There have been significant acquisitions in the gaming industry in recent years, such as Microsoft's purchase of Activision Blizzard. As an independent game studio, how do you look at this trend?

It does breed tumult, and we’re deeply sympathetic to the people affected, but companies in any industry will look for opportunities to consolidate their teams or assets.

Videogames are no exception, as the events of last year proved.

Iron Galaxy remains independent, which keeps us in a unique position to work with everyone in our industry. Our dedication to creative excellence is balanced by our commitment to stability. One strength of our company is our ability to collaborate with anyone who wants to create an interactive experience for people.

Right now, we’re talking to leadership at different studios and parent companies to remind them that we exist to help them manage the chaos of creating top-tier entertainment in a fluctuating job economy.

Unlike other entertainment media, hardware has always been essential for video games, as new tech is required to play more advanced games. Will we ever reach a point where the device itself won’t be as relevant and such a requirement?

It’s hard to imagine a video game being played without a dedicated device, but the nature of those devices will certainly evolve. At Iron Galaxy, we’re motivated by enhancing the fidelity of the experience we provide.

The more powerful the device, the better the game.

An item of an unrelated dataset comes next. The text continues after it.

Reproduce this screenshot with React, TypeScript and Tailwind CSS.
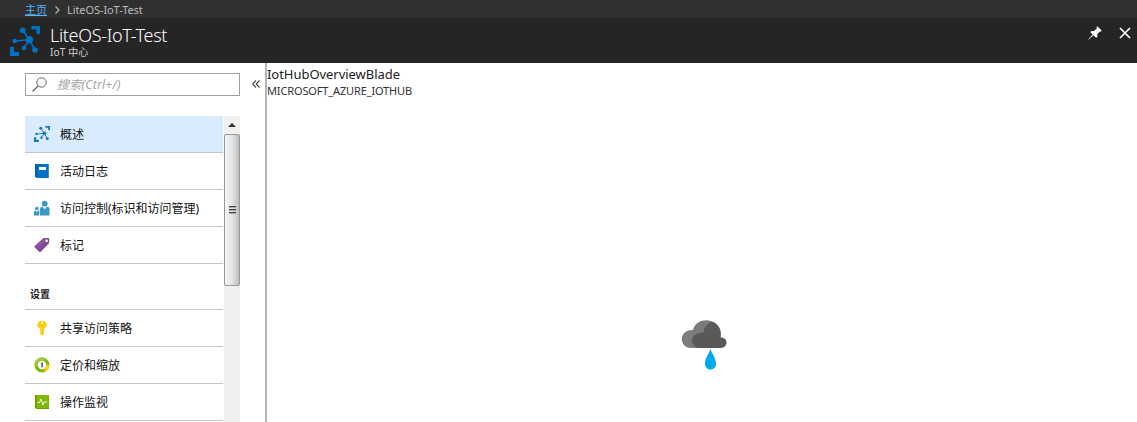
import type { ReactNode } from 'react';

function HubIcon({ className = '', light = false }: { className?: string; light?: boolean }) {
  return (
    <svg viewBox="0 0 30 30" className={className} fill={light ? '#1b78c5' : '#0072c6'}>
      <path d="M21.500 0H30v8h-3.500V3.500h-5zM0 21h4v5h5v4H0z" />
      <path d="M12.700 4.300 19.300 13.700 4.700 15M19.300 13.700 25 24M19.300 13.700 14 22" fill="none" stroke="#0072c6" strokeWidth="1.600" />
      <circle cx="12.700" cy="4.300" r="2.900" />
      <circle cx="19.500" cy="13.700" r="3.600" />
      <circle cx="4.700" cy="15" r="2.300" />
      <circle cx="14" cy="22" r="2.300" />
      <circle cx="25" cy="24" r="2.800" />
    </svg>
  );
}

function BookIcon() {
  return (
    <svg viewBox="0 0 16 16" className="h-4 w-4">
      <path d="M1 1h14v14H2.500L1 13.500z" fill="#0072c6" />
      <path d="M1 1h1.500v13H1z" fill="#005a9e" />
      <path d="M14.500 1v14" stroke="#3b8fd0" />
      <path d="M5 4h7v3H5z" fill="#fff" />
    </svg>
  );
}

function PeopleIcon() {
  return (
    <svg viewBox="0 0 16 16" className="h-4 w-4" fill="#3999c6">
      <circle cx="10.700" cy="3.700" r="2.900" />
      <path d="M6 15.500V9q0-2 2-2h1l1.700 2.500L12.500 7H14q1.500 0 1.500 2v6.500z" />
      <circle cx="2.800" cy="8.500" r="1.800" />
      <path d="M0 15.500V12q0-1.500 1.500-1.500L3 12l1-1.500h1.300v5z" />
    </svg>
  );
}

function TagIcon() {
  return (
    <svg viewBox="0 0 16 16" className="h-4 w-4">
      <path d="M9.500 1H14q1.300 0 1.300 1.400L15 6.300 6.800 14.800q-.8.8-1.600 0L.8 10.600q-.8-.8 0-1.600z" fill="#804998" />
      <path d="m8.500 2-7.700 7q-.8.8 0 1.600L3 12.500 14 1z" fill="#9665ac" opacity=".5" />
      <circle cx="12.700" cy="3.700" r="1.300" fill="#fff" />
    </svg>
  );
}

function KeyIcon() {
  return (
    <svg viewBox="0 0 16 16" className="h-4 w-4">
      <path d="M8 .8c5.500 0 6.500 6 2 7.900v5.200l-2 1.800-1.800-1.700V8.700C1.500 6.800 2.500.8 8 .8z" fill="#fcd116" />
      <circle cx="8" cy="2.800" r="1" fill="#fff" />
      <path d="M5 6h6" stroke="#f0b71a" strokeWidth=".8" />
      <path d="M8.500 8v6" stroke="#efbd25" strokeWidth=".8" />
    </svg>
  );
}

function PricingIcon() {
  return (
    <svg viewBox="0 0 16 16" className="h-4 w-4">
      <circle cx="8" cy="8" r="5.900" fill="#fff" stroke="#7fba00" strokeWidth="3.200" />
      <path d="M13.900 8A5.900 5.900 0 0 1 10.500 13.300" fill="none" stroke="#fcd116" strokeWidth="3.200" />
      <path d="M2.100 9A5.900 5.900 0 0 1 11 2.900" fill="none" stroke="#a0ca46" strokeWidth="3.200" />
      <path d="M9 6.500H7.500v1.300h1.200v1.500H7M8 5.500v5" fill="none" stroke="#333" strokeWidth=".7" />
    </svg>
  );
}

function MonitorIcon() {
  return (
    <svg viewBox="0 0 16 16" className="h-4 w-4">
      <path d="M1 1h14v14H2.500L1 13.500z" fill="#7fba00" />
      <path d="M1 1h1.500v13H1zM2 14h13v1H2.500z" fill="#6a9c00" />
      <path d="M3.500 8.500h2L7 5l2 6 1.200-3H13" fill="none" stroke="#fff" />
    </svg>
  );
}

function NavItem({ icon, label, active = false }: { icon: ReactNode; label: string; active?: boolean }) {
  return (
    <li className={`flex h-[37px] items-center gap-[10px] border-b border-[#c8c8c8] pl-[9px] ${active ? 'bg-[#d9ecff]' : 'bg-white'}`}>
      {icon}
      <span className="whitespace-nowrap pt-[2px] text-[12px] leading-[18px] text-[#111]">{label}</span>
    </li>
  );
}

function Scrollbar() {
  return (
    <div className="flex w-4 shrink-0 flex-col bg-[#f0f0f0]">
      <div className="flex h-[18px] items-center justify-center">
        <svg viewBox="0 0 8 4" className="h-1 w-2"><path d="M4 0 8 4H0z" fill="#333" /></svg>
      </div>
      <div className="flex h-[152px] flex-col items-center justify-center gap-[1px] rounded-[2px] border border-[#979797] bg-linear-to-r from-[#f5f5f5] via-[#e4e4e6] to-[#bcbdc1]">
        <i className="h-[2px] w-[7px] border-b border-[#aaa] bg-[#444]" />
        <i className="h-[2px] w-[7px] border-b border-[#aaa] bg-[#444]" />
        <i className="h-[2px] w-[7px] border-b border-[#aaa] bg-[#444]" />
      </div>
    </div>
  );
}

function Cloud() {
  return (
    <svg viewBox="0 0 46 52" className="ml-[414px] mt-[221px] h-[52px] w-[46px]">
      <path d="M10 28C-2.500 27.500-2.500 9.500 12 10 15-3 36-3 39.500 10.500V28z" fill="#7a7b7d" />
      <path d="M19 28C7.500 27 8 12.500 22.500 12.500 23 8 25.500 4 30.500 1.800 37 4 41 10 39.500 17.500c8-.5 8 10.500 0 10.500z" fill="#58595b" />
      <path d="M29.500 29c1.500 5 5.500 9 5.500 14.500 0 8-11 8-11 0C24 38 28 34 29.500 29z" fill="#00abec" />
    </svg>
  );
}

export default function App() {
  return (
    <div className="flex h-[422px] w-[1137px] flex-col overflow-hidden bg-white font-['Noto_Sans','Noto_Sans_CJK_SC',sans-serif] text-[#222]">
      <nav className="flex h-[18px] shrink-0 items-center bg-[#303030] pl-[25px] pt-[2px] text-[11px] leading-4">
        <a href="#" className="text-[#55b3ff] underline">主页</a>
        <svg viewBox="0 0 5 8" className="ml-2 mr-[7px] h-2 w-[5px]"><path d="m.5.500 3.500 3.500L.5 7.500" fill="none" stroke="#bbb" strokeWidth="1.200" /></svg>
        <span className="text-[11px] tracking-[-0.08px] text-[#bbb]">LiteOS-IoT-Test</span>
      </nav>
      <header className="flex h-[45px] shrink-0 bg-[#252525] text-white">
        <HubIcon className="ml-[10px] mt-2 h-[30px] w-[30px]" />
        <div className="ml-[10px] mt-[6px]">
          <h1 className="text-[18px] font-light leading-[22px] tracking-[-0.32px]">LiteOS-IoT-Test</h1>
          <p className="text-[10px] leading-[13px] tracking-[0.15px] text-[#d0d0d0]">IoT 中心</p>
        </div>
        <div className="ml-auto mr-[6px] mt-[8px] flex items-start gap-[17px]">
          <svg viewBox="0 0 14 14" className="h-[14px] w-[14px]"><path d="M9.300.2 13.800 4.700 12.500 5.700 11.800 5.400 9.300 8.200 9.400 11 8.200 11.800 5.400 9.200.4 13.700.2 13.400 4.600 8.500 2.200 5.900 3.400 4.900 6 5 8.900 2.400 8.400 1.300z" fill="#fff" /></svg>
          <svg viewBox="0 0 12 12" className="mt-[1px] h-3 w-3"><path d="m1 1 10 10M11 1 1 11" stroke="#fff" strokeWidth="1.700" /></svg>
        </div>
      </header>
      <div className="flex min-h-0 flex-1">
        <aside className="w-[267px] shrink-0 overflow-hidden border-r-2 border-[#b5b5b5] pl-[25px] pt-[10px]">
          <div className="flex items-center">
            <div className="flex h-[23px] w-[215px] items-center border border-[#a0a0a0] pl-[6px]">
              <svg viewBox="0 0 15 15" className="h-[15px] w-[15px]" fill="none" stroke="#666"><circle cx="9.500" cy="5.500" r="4.700" /><path d="M6 9 .5 14.500" strokeWidth="1.300" /></svg>
              <span className="ml-[10px] text-[12px] italic leading-4 tracking-[0.28px] text-[#a3a3a3]">搜索(Ctrl+/)</span>
            </div>
            <svg viewBox="0 0 8 8" className="mb-[1px] ml-3 h-2 w-2" fill="none" stroke="#444" strokeWidth="1.100"><path d="M4 .5.700 4 4 7.500M7.500.5 4.200 4l3.300 3.500" /></svg>
          </div>
          <div className="mt-5 flex h-[306px] w-[215px] justify-between">
            <div className="w-[198px]">
              <ul>
                <NavItem active icon={<HubIcon light className="h-4 w-4" />} label="概述" />
                <NavItem icon={<BookIcon />} label="活动日志" />
                <NavItem icon={<PeopleIcon />} label="访问控制(标识和访问管理)" />
                <NavItem icon={<TagIcon />} label="标记" />
              </ul>
              <h2 className="h-[46px] border-b border-[#c8c8c8] pl-[5px] pt-[22px] text-[10px] font-bold leading-4">设置</h2>
              <ul>
                <NavItem icon={<KeyIcon />} label="共享访问策略" />
                <NavItem icon={<PricingIcon />} label="定价和缩放" />
                <NavItem icon={<MonitorIcon />} label="操作监视" />
              </ul>
            </div>
            <Scrollbar />
          </div>
        </aside>
        <main className="min-w-0 flex-1 pt-[3px]">
          <h2 className="text-[13px] leading-[17px] tracking-[-0.04px]">IotHubOverviewBlade</h2>
          <p className="text-[11px] leading-[16px] tracking-[-0.14px] text-[#333]">MICROSOFT_AZURE_IOTHUB</p>
          <Cloud />
        </main>
      </div>
    </div>
  );
}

We’ve seen recent innovations where video games can be played through the cloud, with a browser as the game client, but that still relies on a computer and controller.

The processing and delivery may become more distributed, but a gamer will still need to outfit themselves with the gear they need to play.

To our readers who may not be as familiar with the gaming industry, why should they consider investing in it, and where should they start looking first?

Video games are the most profitable sector in the entertainment industry.

The power of this medium is immersion and agency. We put consumers in control of their experiences, which is why they spend more money on video games than the combined revenue for movies, music, books, or professional sports.

Gamer communities are powerful audiences to which any company can market.

It’s not easy to appeal to their interests in a way that they’ll find sincere or authentic, but the strength of the demographic is evident if you can create a compelling offer for them.